僕は人の話を聞く時、一つ一つの情報をフィルタリングするのではなく、聞いたことをそのまま受け入れて、まず相手の論理というか思考の背景を自分の中で再現しようと試みる。それまではひたすら聞くのみだ。
ある程度咀嚼・再現できてから「ああ、この人はこういう考えで発言しているのかな」と判断し、自分の意見を述べる。誰に教えられたでもない、これが僕の自然なコミュニケーション方法だ*9。故に僕が人とそれなりの関係を築くには比較的時間がかかるように思われる。

また、相手のことを理解していないうちに「どう思う?」と聞かれると、いや、どう思うか判断する前にあなたがどう思っているかまだ把握しきれていないのですよ、と思ってしまう。


先ほどのブログフィードバックの話にも繋がるのだけど、結局他人からのフィードバックが楽しみであるということは、思考に柔軟性があるという強みの反面、核がないという致命的な弱みをも示している気がしてならない。
...ハックルさんにも「自省的」と言われたけど、こうやって暴露するからまた的確な指摘を受けて凹むんだよな。というかレポですらないし、もうやめるか。最近不調だ。


不完全燃焼。どうも書ききった感がしないのでまた内容をスピンアウトして書こう。kawangoさんの話とか面白かったし。そのときには、自重しない感を取り戻せていることを他人事のように願う。


*1:会いに行くというか「会って来た」が正しいね

*2:その一環が今回の呼びかけだったり、はてな「ガツン」事件(?)だったりするのだろうけど

*3:定期的にネガコメを付けるアンチがいたり、特定のユーザーをdisったり、コンテンツ力で大量のブクマを獲得していたり

*4:魚拓とか、Googleのキャッシュに残ったりとか。事実、最近[http://kousyoublog.jp/?eid=2291:title=こんな記事]が話題になったけど、即座に当該記事が[http://b.hatena.ne.jp/entry/http://ameblo.jp/miraizblog/entry-10250941904.html:title=発掘され]ていた。
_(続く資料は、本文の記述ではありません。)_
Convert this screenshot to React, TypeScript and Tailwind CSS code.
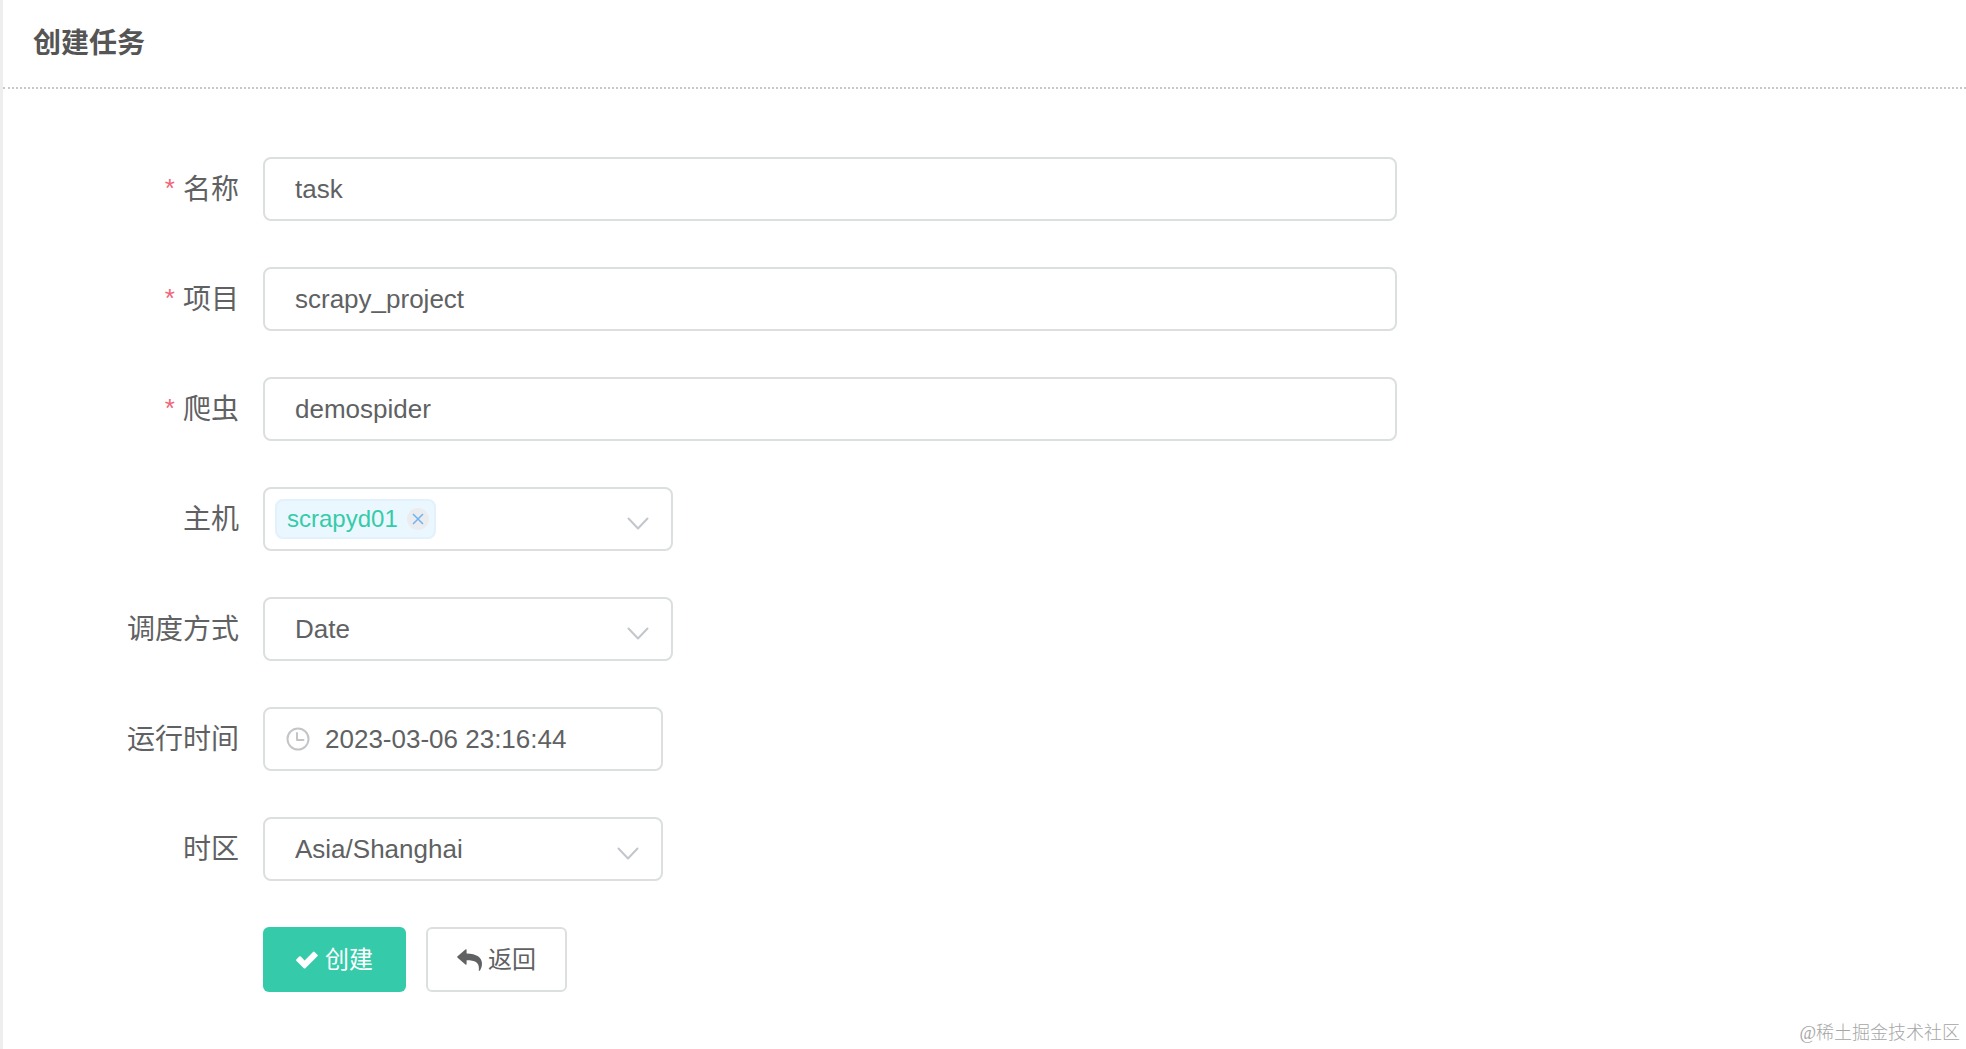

*5:これはブログのaboutページで第一目的として掲げている

*6:コメントが多くなればなるほど、どうしても匿名のコメントは相対的に軽く扱ってしまうので、可能な限り個人を特定できる名前で書き込んでほしいです、と脱線してお願いしてみる

*7:説明記事を追加で上げる気は今の所ない。

*8:あるいはそれは、体当たりで経験を積む中から自然と生まれてきた哲学なのかも知れないが

*9:就活で求められるコミュニケーションはこの方法とは別物であったため、意識的に就活用プロセスを走らせたりしてたけど、それはまた別の話。